La déception était palpable. Un raté en Q2 l’avait condamné à partir depuis le fond du peloton. En course, il a gagné quelques positions mais jamais suffisamment pour se mêler à la lutte devant. Tsunoda n’a pas démérité, et son rythme en essais libres avait donné de l’espoir. Mais à domicile, dans cette configuration exceptionnelle, l’occasion était belle de marquer un grand coup.

Le pilote japonais a reconnu une frustration compréhensible : « C’est une course par an, chez moi, donc c’était un peu dur. » Dans l’ombre d’un Verstappen intouchable, Tsunoda devra maintenant confirmer que cette 12e place n’est qu’un faux départ et non un plafond.
Flop 4 – Un Grand Prix oui, mais sans grandes actions
C’est peut-être le vrai flop de ce Grand Prix du Japon : son manque total de rebondissements. Hormis un dépassement de Lewis Hamilton sur Isack Hadjar, le top 10 est resté d’une stabilité impressionnante. Ou plutôt inquiétante.

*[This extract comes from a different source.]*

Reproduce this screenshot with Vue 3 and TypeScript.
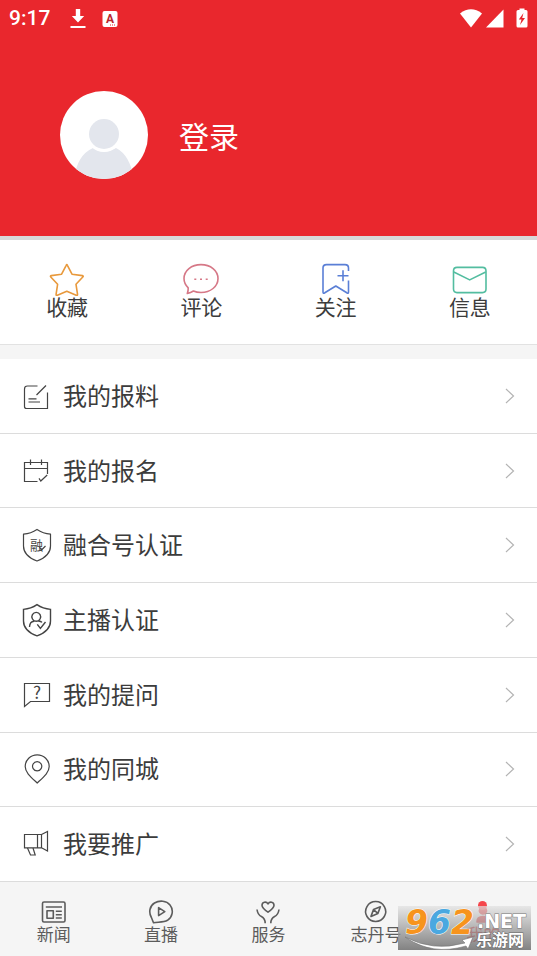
<script setup lang="ts">
interface Shortcut {
  label: string
  color: string
  paths: string[]
}

interface MenuItem {
  label: string
  paths: string[]
  weight: number
  glyph?: string
  glyphSize?: number
  glyphX?: number
  glyphY?: number
}

interface Tab {
  label: string
  paths: string[]
  active?: boolean
}

const shortcuts: Shortcut[] = [
  {
    label: '收藏',
    color: '#e8993c',
    paths: [
      'M17.2 3.3Q17.8 2 18.4 3.3L23 12.2L33.4 13.6Q34.8 14 33.8 15L27 22.3L28.5 32.2Q28.6 33.8 27.2 33.2L17.8 29.2L8.4 33.2Q7 33.8 7.1 32.2L8.6 22.3L1.8 15Q.9 14 2.2 13.6L12.6 12.2Z',
    ],
  },
  {
    label: '评论',
    color: '#d67887',
    paths: [
      'M5.200 25.800C2.500 23.200 1 20 1 16.500C1 8.500 8.500 2.600 18 2.600C27.500 2.600 35 8.500 35 16.500C35 24.500 27.500 30.500 18 30.500C15.200 30.500 12.600 30 10.400 29C8.600 30.200 6.600 31 4.300 31.500Q5.400 28.500 5.200 25.800Z',
      'M11.300 17.200h2M17 17.200h2M22.700 17.200h2',
    ],
  },
  {
    label: '关注',
    color: '#5a7fd6',
    paths: [
      'M30.5 9V6Q30.5 2.6 27 2.6H8.5Q5 2.6 5 6V30Q5 32 6.8 30.8L17.8 24L28.8 30.8Q30.5 32 30.5 30V18.5',
      'M19.5 13.7h11M25 8.2v11',
    ],
  },
  {
    label: '信息',
    color: '#53bda0',
    paths: [
      'M5 5.4H30.5Q34 5.4 34 9V27Q34 30.6 30.5 30.6H5Q1.5 30.6 1.5 27V9Q1.5 5.4 5 5.4Z',
      'M1.8 10L17.7 17.9L33.7 10',
    ],
  },
]

const menu: MenuItem[] = [
  {
    label: '我的报料',
    weight: 1.2,
    paths: [
      'M15.5 7H5.5Q2.5 7 2.5 10V27.5Q2.5 29.5 4.5 29.5H25.5V13.5',
      'M14.5 16L24 6.5',
      'M6.5 19.8H14.5M6.5 23H18',
    ],
  },
  {
    label: '我的报名',
    weight: 1.2,
    paths: [
      'M15.5 27.5H2.5V8.5H25.5V20',
      'M2.5 14.5H25.5M8.5 5.5V11M19.5 5.5V11',
      'M17 24.3L18.8 27L25.2 21',
    ],
  },
  {
    label: '融合号认证',
    weight: 1.2,
    glyph: '融',
    glyphSize: 13,
    glyphX: 8,
    glyphY: 22,
    paths: [
      'M15 1.5Q9 5.6 1.5 6.2V18Q1.5 28 15 33Q28.5 28 28.5 18V6.2Q21 5.6 15 1.5Z',
      'M17.5 19L19.5 22L23.5 18',
    ],
  },
  {
    label: '主播认证',
    weight: 1.4,
    paths: [
      'M15 1.7Q9 5.8 1.5 6.4V18Q1.5 28 15 32.8Q28.5 28 28.5 18V6.4Q21 5.8 15 1.7Z',
      'M14.3 9.4A4.4 4.4 0 1 1 14.2 9.4ZM7.5 24Q7.8 18.4 12 18.2M16.6 18Q19 18.2 20 19.4',
      'M15.3 21.3L18.4 25.4L23.5 19',
    ],
  },
  {
    label: '我的提问',
    weight: 1.2,
    glyph: '?',
    glyphSize: 17,
    glyphX: 11,
    glyphY: 21,
    paths: ['M2.5 5.5H27.5V23.5H8.5L2.5 28.5Z'],
  },
  {
    label: '我的同城',
    weight: 1.2,
    paths: [
      'M15.2 31C9 25.2 3.2 20.5 3.2 14.5A12 11.7 0 0 1 27.2 14.5C27.2 20.5 21.4 25.2 15.2 31Z',
      'M15.2 9.7A4.6 4.6 0 1 1 15.1 9.7Z',
    ],
  },
  {
    label: '我要推广',
    weight: 1.2,
    paths: [
      'M15.5 7.5H2.5V20.8H15.5ZM15.5 7.5H19.5V20.8H15.5M19.5 7.5L25.5 4.5V24L19.5 20.8',
      'M5.5 21L8.5 28H13.2L11 21',
    ],
  },
]

const tabs: Tab[] = [
  {
    label: '新闻',
    paths: [
      'M3 2H22.5Q24 2 24 3.5V20.5Q24 22 22.5 22H3Q1.5 22 1.5 20.5V3.5Q1.5 2 3 2Z',
      'M4.8 7H21M6 10.8H12.3V18.3H6ZM14.8 11.3H20.8M14.8 14.7H20.8M14.8 18H20.8',
    ],
  },
  {
    label: '直播',
    paths: [
      'M5.500 22.800L3.400 17.500C.5 12.500 1.500 6 6.500 3C11.500 0 18.500.6 22 5C26 10 24.500 17 19.500 20.300C16 22.500 11 22 5.500 22.800Z',
      'M10.6 7.6V15.6L16.8 11.6Z',
    ],
  },
  {
    label: '服务',
    paths: [
      'M13 12.2C9.4 9.6 7 7.7 7 5.2C7 1.8 11.4.9 13 4C14.6.9 19 1.8 19 5.2C19 7.7 16.6 9.6 13 12.2Z',
      'M2 9.5Q2.8 15 6.4 16.5Q10.2 18.5 10.2 23.2M24 9.5Q23.2 15 19.6 16.5Q15.8 18.5 15.8 23.2',
    ],
  },
  {
    label: '志丹号',
    paths: [
      'M12.7 1.5A10 10 0 1 1 12.6 1.5Z',
      'M17.4 6.8L14.9 13.4L8 16.4L10.5 9.6ZM10.5 9.6L14.9 13.4',
    ],
  },
  {
    label: '我的',
    active: true,
    paths: ['M13 7A3.500 3.500 0 1 1 12.900 7Z', 'M7 22Q7 16.500 13 16.500Q19 16.500 19 22Z'],
  },
]
</script>

<template>
  <div class="page">
    <header class="hero">
      <div class="status">
        <span class="clock">9:17</span>
        <svg class="status-icon" width="18" height="22" viewBox="0 0 18 22">
          <path d="M7.800 1h4.400v7h4L10 14.600 3.800 8h4zM2.500 18h15v2h-15z" fill="#fff" />
        </svg>
        <svg class="status-icon" width="16" height="18" viewBox="0 0 16 18">
          <rect x="0.5" y="1" width="15" height="16" rx="2" fill="#fff" />
          <text x="4" y="12.5" class="badge-letter">A</text>
          <path d="M8 15h1M10 15h1M12 15h1" stroke="#e9272d" />
        </svg>
        <svg class="signals" width="70" height="22" viewBox="0 0 70 22">
          <path d="M1 5.5Q12-2.8 23 5.5L12 19.5Z" fill="#fff" />
          <path d="M44.5 1.5V19.5H27Z" fill="#fff" />
          <path d="M59 2h1.500V.5h5V2H67q1.500 0 1.500 1.500V18q0 1.500-1.500 1.500h-8q-1.500 0-1.500-1.500V3.500Q57.500 2 59 2z" fill="#fff" />
          <path d="M64.500 5L59.800 11.500H62.500L61 17L66 10H63.200Z" fill="#e9272d" />
        </svg>
      </div>
      <button class="profile" type="button">
        <svg class="avatar" width="88" height="88" viewBox="0 0 88 88">
          <defs>
            <clipPath id="avatar-clip"><circle cx="44" cy="44" r="44" /></clipPath>
          </defs>
          <circle cx="44" cy="44" r="44" fill="#fff" />
          <g clip-path="url(#avatar-clip)">
            <path d="M14 88Q17 64 33 57Q44 64 56 57Q70 64 74 88Z" fill="#e3e6ed" />
            <circle cx="44" cy="43" r="18" fill="#fff" />
            <circle cx="44" cy="43" r="15" fill="#e3e6ed" />
          </g>
        </svg>
        <span>登录</span>
      </button>
    </header>

    <nav class="shortcuts">
      <a v-for="s in shortcuts" :key="s.label" href="#">
        <svg
          width="36"
          height="34"
          viewBox="0 0 36 34"
          fill="none"
          :stroke="s.color"
          stroke-width="1.600"
          stroke-linejoin="round"
        >
          <path v-for="d in s.paths" :key="d" :d="d" />
        </svg>
        <span>{{ s.label }}</span>
      </a>
    </nav>

    <ul class="menu">
      <li v-for="m in menu" :key="m.label">
        <a href="#">
          <svg
            width="30"
            height="34"
            viewBox="0 0 30 34"
            fill="none"
            stroke="#444"
            :stroke-width="m.weight"
          >
            <path v-for="d in m.paths" :key="d" :d="d" />
            <text
              v-if="m.glyph"
              :x="m.glyphX"
              :y="m.glyphY"
              :font-size="m.glyphSize"
              class="icon-glyph"
            >{{ m.glyph }}</text>
          </svg>
          <span class="name">{{ m.label }}</span>
          <svg width="10" height="16" viewBox="0 0 10 16" fill="none" stroke="#b4b4b4" stroke-width="1.200">
            <path d="M1 1L8.500 8L1 15" />
          </svg>
        </a>
      </li>
    </ul>

    <footer class="bottom">
      <nav class="tabs">
        <a v-for="t in tabs" :key="t.label" href="#" :class="{ active: t.active }">
          <span class="tab-icon">
            <svg
              width="26"
              height="24"
              viewBox="0 0 26 24"
              :fill="t.active ? 'currentColor' : 'none'"
              stroke="currentColor"
              stroke-width="1.600"
              stroke-linejoin="round"
            >
              <path v-for="d in t.paths" :key="d" :d="d" />
            </svg>
            <i v-if="t.active" class="dot"></i>
          </span>
          <span>{{ t.label }}</span>
        </a>
      </nav>
      <div class="stamp">
        <svg width="133" height="44" viewBox="0 0 133 44">
          <path d="M7 31Q35 46 67 37L64 34L75 31L70 43L68 40Q34 50 7 31Z" fill="#fff" stroke="#777" stroke-width="0.600" />
          <g class="digits">
            <text x="7" y="28" fill="#f7941d">9</text>
            <text x="30" y="28" fill="#4aa8e0">6</text>
            <text x="53" y="28" fill="#f7941d">2</text>
          </g>
          <text x="79" y="22" class="domain">.NET</text>
          <text x="78" y="40" class="site">乐游网</text>
        </svg>
      </div>
    </footer>
  </div>
</template>

<style>
body {
  margin: 0;
}
</style>

<style scoped>
.page {
  display: flex;
  flex-direction: column;
  min-height: 100vh;
  background: #fff;
  color: #3c3c3c;
  font-family: "Noto Sans CJK SC", sans-serif;
}

a {
  color: inherit;
  text-decoration: none;
}

svg {
  display: block;
  flex: none;
}

.hero {
  background: #e9272d;
  border-bottom: 4px solid #d8d8d8;
  padding-bottom: 57px;
}

.status {
  display: flex;
  align-items: center;
  height: 37px;
  padding: 0 8px 0 9px;
}

.clock {
  margin-right: 18px;
  color: #fff;
  font: 500 21px/37px Roboto, sans-serif;
}

.status-icon {
  margin-right: 16px;
}

.badge-letter {
  font: 700 12px Roboto, sans-serif;
  fill: #b9272d;
}

.signals {
  margin-left: auto;
}

.profile {
  display: flex;
  align-items: center;
  gap: 31px;
  margin: 54px 0 0 60px;
  padding: 0;
  border: 0;
  background: none;
  color: #fff;
  font: 30px/44px "Noto Sans CJK SC", sans-serif;
}

.shortcuts {
  display: grid;
  grid-template-columns: repeat(4, 1fr);
  height: 83px;
  padding-top: 22px;
  font-size: 21px;
  line-height: 21px;
}

.shortcuts a {
  display: flex;
  flex-direction: column;
  align-items: center;
}

.menu {
  display: grid;
  flex: 1;
  grid-auto-rows: 1fr;
  margin: 0;
  padding: 0;
  border-top: 14px solid #f5f5f5;
  box-shadow: 0 -1px #e2e2e2;
  list-style: none;
}

.menu li {
  display: flex;
  border-bottom: 1px solid #dcdcdc;
}

.menu a {
  display: flex;
  flex: 1;
  align-items: center;
  padding: 0 22px;
}

.name {
  flex: 1;
  margin-left: 11px;
  padding-bottom: 2px;
  font-size: 24px;
  line-height: 36px;
}

.icon-glyph {
  fill: #444;
  stroke: none;
  font-family: "Noto Sans CJK SC", sans-serif;
}

.bottom {
  position: relative;
  background: #f5f5f5;
}

.tabs {
  display: grid;
  grid-template-columns: repeat(5, 1fr);
  height: 56px;
  padding-top: 18px;
  color: #5c5c5c;
  font-size: 17px;
  line-height: 20px;
}

.tabs a {
  display: flex;
  flex-direction: column;
  align-items: center;
}

.tabs .active {
  color: #e9272d;
}

.tab-icon {
  position: relative;
}

.dot {
  position: absolute;
  z-index: 0;
  top: 1px;
  left: 8px;
  width: 9px;
  height: 9px;
  border-radius: 50%;
  background: #f5454b;
}

.stamp {
  position: absolute;
  right: 6px;
  bottom: 6px;
  background: linear-gradient(rgba(225, 225, 225, 0.7), rgba(110, 110, 110, 0.85));
}

.digits {
  font: italic 700 33px "DejaVu Sans", sans-serif;
  stroke: #fff;
  stroke-width: 1px;
  paint-order: stroke;
}

.domain {
  font: 700 19px "DejaVu Sans", sans-serif;
  fill: #fff;
  stroke: #777;
  stroke-width: 1px;
  paint-order: stroke;
}

.site {
  font: 700 16px "Noto Sans CJK SC", sans-serif;
  fill: #fff;
  stroke: #666;
  stroke-width: 1px;
  paint-order: stroke;
}
</style>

Qualifié derrière Norris et Piastri, Verstappen a gardé la tête haute sans frémir. Le top 6 n’a pas bougé, et la hiérarchie s’est figée très tôt. Pas de voiture de sécurité, pas de stratégie décalée, pas de duel en piste à l’avant. Même les tentatives de Piastri sur Norris se sont résumées à un échange poli par radio, sans conséquences.
Pour les fans européens qui ont mis leur réveil à l’aube, l’amertume est réelle. Suzuka est un tracé mythique, un théâtre de grandes batailles. Cette édition 2025, trop sage, risque d’être vite oubliée, d’autant plus avec les deux prochains week-ends. Prochain rendez-vous à Bahreïn avec des horaires beaucoup plus acceptables.